Acho um pouco de hipocrisia do religioso que usa um discurso, mas não usa uma
prática condizente. Eu tenho uma religiosidade, a minha, mas acho que o Estado
não pode ter religiosidade. Cada cidadão tem direito de optar pela sua.
O
senhor já foi abordado na rua, questionado sobre essa a ação?
Na
sexta-feira, em um jantar, fui bastante abordado. Mas para ser elogiado pela
iniciativa. As pessoas me questionam mais pelo Twitter.
O
senhor responde aos comentários?
Em
alguns casos eu respondo. Só não quando a pessoa falta com a educação porque a
abordagem está sendo agressiva, desrespeitosa.
O
senhor poderia divulgar o seu endereço no Twitter?
Jefferson
Dias - Claro, é @jeffdiasmpf.
Qual
a posição do senhor com relação à crítica do ex-presidente e presidente do
Senado José Sarney (PMDB-AP) que disse "eu acho que isso é uma falta do
que fazer"?
Eu
acho que as pessoas não se dão ao trabalho de pesquisar sobre o trabalho da
PRDC. Só nos últimos seis meses, por exemplo, nós fizemos um acordo com o INSS
(Instituto Nacional da Seguridade Social) em uma ação nossa, que é o maior
acordo da história do instituto. Em torno de 3 milhões de pessoas serão
beneficiadas e R$ 15 bilhões. Nós conseguimos obrigar o governo federal a
fornecer remédios para o AVC (acidente vascular cerebral), em abril desse ano.

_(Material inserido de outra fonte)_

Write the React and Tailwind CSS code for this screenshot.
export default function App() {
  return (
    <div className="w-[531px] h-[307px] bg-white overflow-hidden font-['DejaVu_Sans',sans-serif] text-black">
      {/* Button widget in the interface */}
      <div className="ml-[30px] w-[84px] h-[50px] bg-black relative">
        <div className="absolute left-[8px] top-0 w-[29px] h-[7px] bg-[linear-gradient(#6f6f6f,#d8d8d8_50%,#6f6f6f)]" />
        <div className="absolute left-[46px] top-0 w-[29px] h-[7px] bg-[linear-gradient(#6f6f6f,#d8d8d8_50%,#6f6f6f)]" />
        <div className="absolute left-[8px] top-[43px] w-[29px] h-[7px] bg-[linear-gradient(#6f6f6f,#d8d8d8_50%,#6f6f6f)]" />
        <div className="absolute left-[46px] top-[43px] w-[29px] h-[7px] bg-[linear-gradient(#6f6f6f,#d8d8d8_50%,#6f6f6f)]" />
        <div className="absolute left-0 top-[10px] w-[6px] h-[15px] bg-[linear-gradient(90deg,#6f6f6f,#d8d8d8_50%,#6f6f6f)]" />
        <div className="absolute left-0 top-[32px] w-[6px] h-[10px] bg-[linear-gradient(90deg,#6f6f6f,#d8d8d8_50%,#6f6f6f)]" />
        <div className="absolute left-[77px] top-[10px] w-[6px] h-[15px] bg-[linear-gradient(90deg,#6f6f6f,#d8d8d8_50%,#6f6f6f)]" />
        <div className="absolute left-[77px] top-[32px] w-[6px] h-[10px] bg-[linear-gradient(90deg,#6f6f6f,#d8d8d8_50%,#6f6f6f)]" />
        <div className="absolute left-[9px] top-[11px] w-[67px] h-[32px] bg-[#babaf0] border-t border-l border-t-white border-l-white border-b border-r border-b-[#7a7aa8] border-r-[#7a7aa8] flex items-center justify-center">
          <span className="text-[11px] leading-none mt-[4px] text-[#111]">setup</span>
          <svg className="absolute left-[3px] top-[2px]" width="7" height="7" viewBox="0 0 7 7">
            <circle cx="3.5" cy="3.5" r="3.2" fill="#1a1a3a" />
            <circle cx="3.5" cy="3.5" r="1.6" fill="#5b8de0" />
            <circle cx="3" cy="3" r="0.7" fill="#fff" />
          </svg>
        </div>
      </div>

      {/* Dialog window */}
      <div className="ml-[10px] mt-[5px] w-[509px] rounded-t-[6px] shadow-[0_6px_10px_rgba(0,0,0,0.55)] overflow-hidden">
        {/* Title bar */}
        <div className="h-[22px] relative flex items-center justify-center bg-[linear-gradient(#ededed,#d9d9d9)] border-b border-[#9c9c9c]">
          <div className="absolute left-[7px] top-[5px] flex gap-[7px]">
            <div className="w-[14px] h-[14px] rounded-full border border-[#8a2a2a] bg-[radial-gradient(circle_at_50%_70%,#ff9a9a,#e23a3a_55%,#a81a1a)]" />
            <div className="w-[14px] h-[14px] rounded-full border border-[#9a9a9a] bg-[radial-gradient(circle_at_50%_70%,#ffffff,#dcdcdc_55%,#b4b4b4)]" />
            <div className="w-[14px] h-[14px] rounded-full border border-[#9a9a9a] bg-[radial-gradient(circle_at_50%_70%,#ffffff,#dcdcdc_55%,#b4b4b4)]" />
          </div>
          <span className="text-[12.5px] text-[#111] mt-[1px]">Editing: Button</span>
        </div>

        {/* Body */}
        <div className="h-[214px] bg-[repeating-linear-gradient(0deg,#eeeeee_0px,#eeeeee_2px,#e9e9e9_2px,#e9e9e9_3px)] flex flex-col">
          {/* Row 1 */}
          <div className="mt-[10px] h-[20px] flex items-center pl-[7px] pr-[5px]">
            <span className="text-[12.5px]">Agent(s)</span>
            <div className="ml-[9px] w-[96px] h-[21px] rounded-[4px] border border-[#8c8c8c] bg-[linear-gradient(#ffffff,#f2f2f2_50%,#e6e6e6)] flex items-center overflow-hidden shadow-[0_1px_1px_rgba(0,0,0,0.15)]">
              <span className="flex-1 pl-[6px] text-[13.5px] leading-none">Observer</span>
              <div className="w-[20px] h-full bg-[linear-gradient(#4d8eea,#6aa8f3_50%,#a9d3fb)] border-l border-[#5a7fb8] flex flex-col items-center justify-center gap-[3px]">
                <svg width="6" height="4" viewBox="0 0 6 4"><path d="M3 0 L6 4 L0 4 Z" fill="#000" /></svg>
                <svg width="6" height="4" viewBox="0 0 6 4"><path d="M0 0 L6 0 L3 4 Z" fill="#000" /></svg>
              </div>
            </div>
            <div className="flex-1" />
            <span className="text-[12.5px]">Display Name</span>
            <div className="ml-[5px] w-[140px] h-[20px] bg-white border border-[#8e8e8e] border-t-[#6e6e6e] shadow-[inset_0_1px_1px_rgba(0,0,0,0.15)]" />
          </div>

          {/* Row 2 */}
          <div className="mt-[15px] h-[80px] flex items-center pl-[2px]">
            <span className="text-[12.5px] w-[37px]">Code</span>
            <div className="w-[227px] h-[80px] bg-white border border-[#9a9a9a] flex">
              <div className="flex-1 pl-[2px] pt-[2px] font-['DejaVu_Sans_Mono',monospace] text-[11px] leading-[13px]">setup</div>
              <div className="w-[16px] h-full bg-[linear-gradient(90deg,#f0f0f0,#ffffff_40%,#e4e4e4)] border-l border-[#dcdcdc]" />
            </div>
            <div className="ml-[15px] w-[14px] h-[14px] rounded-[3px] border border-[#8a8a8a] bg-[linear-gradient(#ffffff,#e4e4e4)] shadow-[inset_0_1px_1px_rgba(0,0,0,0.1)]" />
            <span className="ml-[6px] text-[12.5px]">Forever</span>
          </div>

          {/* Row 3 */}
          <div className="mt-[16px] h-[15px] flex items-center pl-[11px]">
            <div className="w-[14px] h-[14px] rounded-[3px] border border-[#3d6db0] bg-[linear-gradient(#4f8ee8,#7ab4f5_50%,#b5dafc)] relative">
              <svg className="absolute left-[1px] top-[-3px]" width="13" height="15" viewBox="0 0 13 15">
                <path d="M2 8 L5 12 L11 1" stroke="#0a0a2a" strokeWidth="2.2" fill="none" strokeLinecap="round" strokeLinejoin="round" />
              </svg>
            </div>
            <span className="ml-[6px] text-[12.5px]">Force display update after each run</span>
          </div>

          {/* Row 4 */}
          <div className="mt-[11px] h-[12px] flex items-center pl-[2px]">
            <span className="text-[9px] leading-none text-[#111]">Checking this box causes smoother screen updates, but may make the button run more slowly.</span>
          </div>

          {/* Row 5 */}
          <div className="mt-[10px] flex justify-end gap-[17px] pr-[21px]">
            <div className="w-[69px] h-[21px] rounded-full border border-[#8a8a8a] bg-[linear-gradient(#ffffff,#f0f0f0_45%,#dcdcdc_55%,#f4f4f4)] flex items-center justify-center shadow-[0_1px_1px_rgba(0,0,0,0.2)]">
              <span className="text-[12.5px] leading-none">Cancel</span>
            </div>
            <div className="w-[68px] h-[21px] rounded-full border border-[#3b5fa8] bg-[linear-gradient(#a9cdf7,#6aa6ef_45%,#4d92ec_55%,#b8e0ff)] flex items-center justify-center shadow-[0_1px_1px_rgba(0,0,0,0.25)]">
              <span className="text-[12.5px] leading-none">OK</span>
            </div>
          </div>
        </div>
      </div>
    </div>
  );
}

Temos uma ação contra a Anac (Agência Nacional de Aviação Civil) para que ela
obrigue as empresas aéreas a transportar cadeiras de rodas sem custo, porque
ela cobra. Na página da Procuradoria nós temos relatórios semestrais. Há uma
PRDC por Estado e nós somos a que mais tem demanda, a que mais tem ações, a que
mais produz. Então eu estou um pouco acostumado. Se eu entro com uma ação defendendo
portadores de necessidades especiais, falam que eu não tenho o que fazer. Se eu
entro com uma ação defendendo homossexuais, falam que eu não tenho o que fazer.

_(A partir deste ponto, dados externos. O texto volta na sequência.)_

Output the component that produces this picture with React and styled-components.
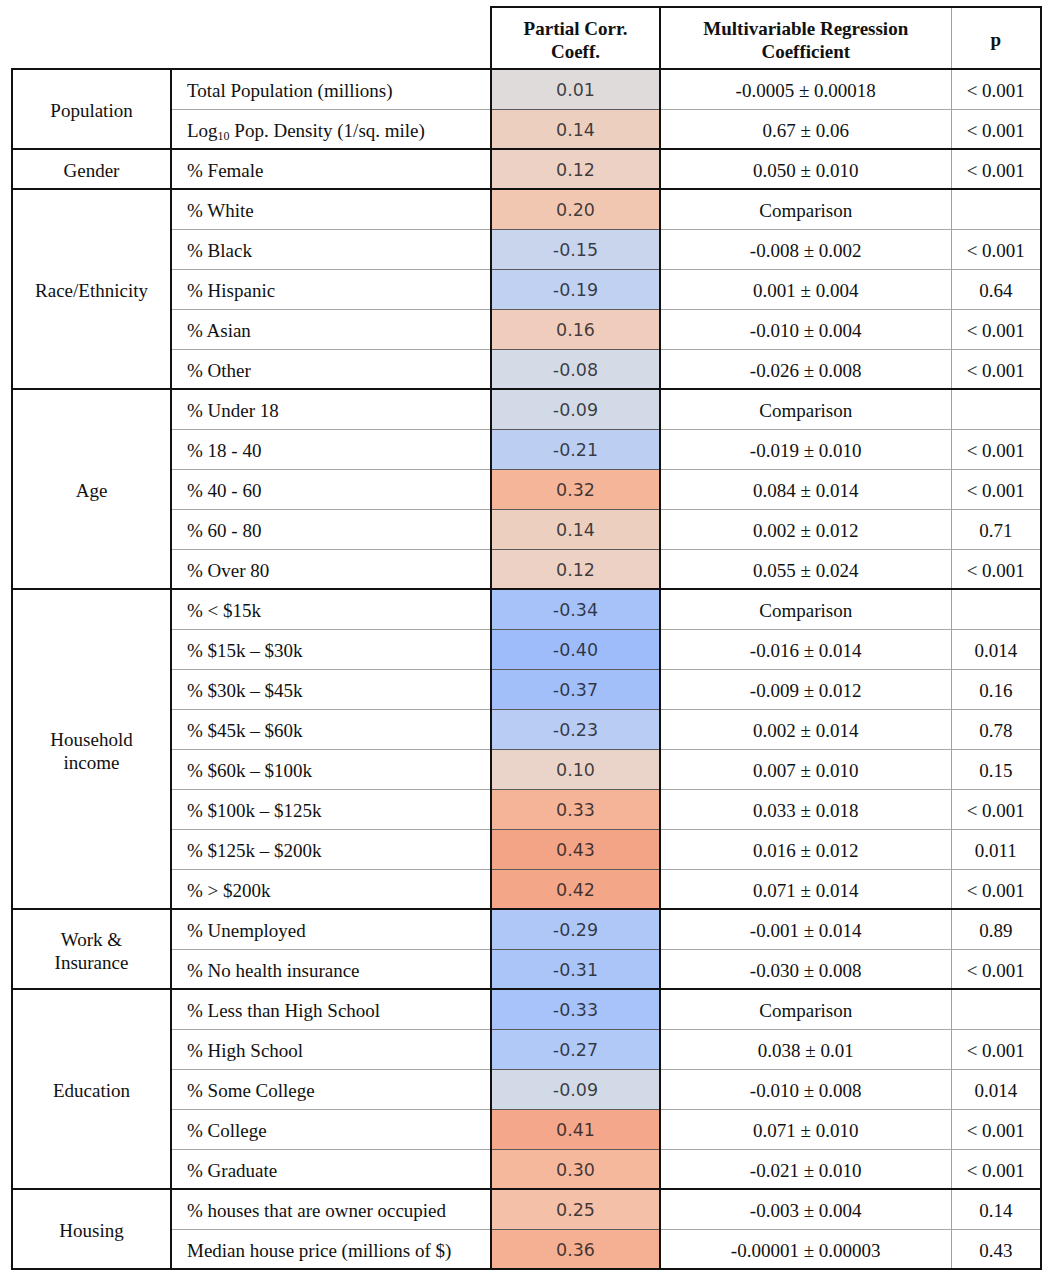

Então, isso é desculpa de quem se sente incomodado com alguma das nossas
medidas. Sempre as pessoas acham que o outro problema é mais importante.
O
senhor foi procurado por algum representante do Banco Central, do governo
federal ou até mesmo por algum religioso para que a ação fosse retirada?
Até
o momento não.
Na
moeda americana, o dólar, também há a expressão religiosa In God we trust (Nós
confiamos em Deus) e também uma em latim annuit coeptis (Deus ajudou na nossa
empreitada). O senhor é contra essas manifestações?
A
história do dólar é um pouco diferente. Essas expressões foram colocadas no
dólar em 1.776 pelos maçons porque eles ajudaram na independência do País.

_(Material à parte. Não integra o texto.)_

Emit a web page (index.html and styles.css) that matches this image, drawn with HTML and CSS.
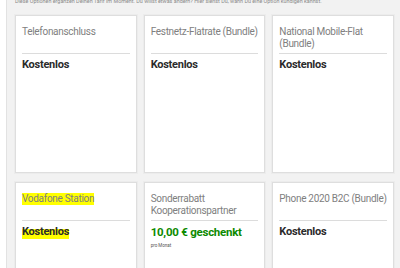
FILE: index.html
```html
<!DOCTYPE html>
<html lang="de">
<head>
    <meta charset="UTF-8">
    <meta name="viewport" content="width=device-width, initial-scale=1.0">
    <title>Meine Optionen</title>
    <link rel="stylesheet" href="styles.css">
</head>
<body>

    <div class="panel">
        <p class="intro">Diese Optionen ergänzen Deinen Tarif im Moment. Du willst etwas ändern? Hier siehst Du, wann Du eine Option kündigen kannst.</p>

        <div class="option-grid">
            <div class="option-card">
                <div class="option-title">Telefonanschluss</div>
                <div class="option-price">Kostenlos</div>
            </div>
            <div class="option-card">
                <div class="option-title">Festnetz-Flatrate (Bundle)</div>
                <div class="option-price">Kostenlos</div>
            </div>
            <div class="option-card">
                <div class="option-title">National Mobile-Flat (Bundle)</div>
                <div class="option-price">Kostenlos</div>
            </div>

            <div class="option-card">
                <div class="option-title"><mark class="marker">Vodafone Station</mark></div>
                <div class="option-price"><mark class="marker marker-low">Kostenlos</mark></div>
            </div>
            <div class="option-card">
                <div class="option-title">Sonderrabatt Kooperationspartner</div>
                <div class="option-price discount">10,00 € geschenkt</div>
                <div class="option-note">pro Monat</div>
            </div>
            <div class="option-card">
                <div class="option-title">Phone 2020 B2C (Bundle)</div>
                <div class="option-price">Kostenlos</div>
            </div>
        </div>
    </div>

</body>
</html>
```

FILE: styles.css
```css
:root {
    --page-bg: #ffffff;
    --panel-bg: #f2f2f2;
    --panel-border: #e2e2e2;
    --card-bg: #ffffff;
    --card-border: #dedede;
    --divider: #dcdcdc;
    --title-color: #808080;
    --text-color: #2b2b2b;
    --green: #0c8a00;
    --marker: #ffff00;
}

body {
    margin: 0;
    font-family: Roboto, "Liberation Sans", Arial, sans-serif;
    background-color: var(--page-bg);
    color: var(--text-color);
    overflow: hidden;
}

.panel {
    margin: -3px 0 0 6px;
    padding: 0 6px 0 8px;
    background-color: var(--panel-bg);
    border-left: 1px solid var(--panel-border);
    min-height: 300px;
}

.intro {
    margin: 0 0 10px;
    font-size: 5.4px;
    line-height: 8px;
    color: #8a8a8a;
    white-space: nowrap;
}

.option-grid {
    display: grid;
    grid-template-columns: repeat(3, 1fr);
    column-gap: 7px;
    row-gap: 9px;
}

.option-card {
    box-sizing: border-box;
    height: 158px;
    padding: 10px 6px 0;
    background-color: var(--card-bg);
    border: 1px solid var(--card-border);
    box-shadow: 0 0 0 1px #ececec;
}

.option-title {
    min-height: 24px;
    padding-bottom: 3px;
    border-bottom: 1px solid var(--divider);
    font-size: 10px;
    line-height: 12px;
    letter-spacing: -0.3px;
    color: var(--title-color);
}

.option-price {
    margin-top: 4px;
    font-size: 11px;
    line-height: 14px;
    font-weight: 700;
    letter-spacing: -0.25px;
    color: var(--text-color);
}

.option-price.discount {
    font-size: 11.5px;
    color: var(--green);
}

.option-note {
    margin-top: 4px;
    font-size: 4.5px;
    line-height: 6px;
    color: #555;
}

.marker {
    background-color: var(--marker);
    color: inherit;
    padding: 0 0 1px;
}

.marker-low {
    padding: 2px 0 1px;
    background: linear-gradient(transparent 35%, var(--marker) 35%);
}
```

Existe toda uma história. Mas no Brasil foi mandado colocar pelo ex-presidente
José Sarney em 1986. Não tem história nenhuma. E da forma como está hoje, um
presidente poderia mandar colocar "Vai Corinthians", por exemplo. E
se a maioria entender que é para colocar essa expressão? Aí o restante vai ter
que aceitar? Pelo discurso do Banco Central, poderia colocar isso.
Então
se quisermos escrever alguma outra expressão nas cédulas, como "Pague seus
impostos em dia", por exemplo, poderia?
Pela
tese do Banco Central, sim. Segundo o governo federal, pode ser colocada a
mensagem que quiser. E é contra isso que eu estou lutando.
Por
se tratar de uma ação demorada, sua saída da PRDC (no início de 2013 devido ao
término do mandato) enfraqueceria esse pedido?
Em
tese não. Mas pode ser que haja alguma decisão e ninguém recorra. Não tem como
prever o que vai acontecer. Principalmente porque, em tese, é uma ação que pode
ser levada até o Supremo Tribunal Federal. E as decisões do Supremo são bem
interessantes. O ministro Marco Aurélio Mello quando foi julgar o caso do
aborto de anencéfalos, no voto dele, ele fala muito sobre as cédulas. Ele já
fala que ele acha que deveria ser retirada a expressão. Tanto que a ação foi
baseada muito no voto dele também. Inclusive, ele conseguiu dados que o Banco
Central se recusava a me informar. Porque o BC foi muito reticente em me dar
informações sobre por que havia sido incluído, quem mandou, e quem conseguiu
foi ele.
O
Banco Central dificultou de alguma forma?
O
Banco Central dificultou sim a obtenção de informações, acho que, já
desconfiado de que ia ter alguma medida judicial. Num primeiro momento ele
respondeu única e exclusivamente que a expressão foi incluída porque estava no
preâmbulo da Constituição, só. Aí depois que o ministro Marco Aurélio descobriu
tudo e colocou no voto dele, aí sim o Banco Central começou a reconhecer que
não era bem assim, que existiam pedidos pessoais.
Mas
a expressão usada no preâmbulo da Constituição não é feita em nome de Deus?
Sim,
é outra. Inclusive o Supremo já decidiu que a palavra Deus no preâmbulo não tem
força normativa, não gera efeitos jurídicos. Pessoalmente, acho que estamos
abstraindo um problema de sentimentos pessoais. Acho que é inevitável. O
Brasil, mais cedo ou mais tarde, vai ter que fazer essa separação efetiva entre
Estado e governo. O interessante é que a própria Igreja Católica tem documentos
dirigidos aos países muçulmanos. Quando diz respeito a países muçulmanos, a
Igreja Católica defende a separação de Estado da igreja. Mas quando é do lado
dela, ela defende outra coisa.
Essas
expressões não são utilizadas apenas pela Igreja Católica, mas por outras
igrejas cristãs também.
Mas
tudo indica que foi incluída pela Igreja Católica. Além de ser uma expressão
que não vai incorporar os politeístas e os ateus. Vamos supor que o próximo
presidente da República seja ateu e ele queria escrever "Deus não
existe". Pela regra que eles falam, poderia.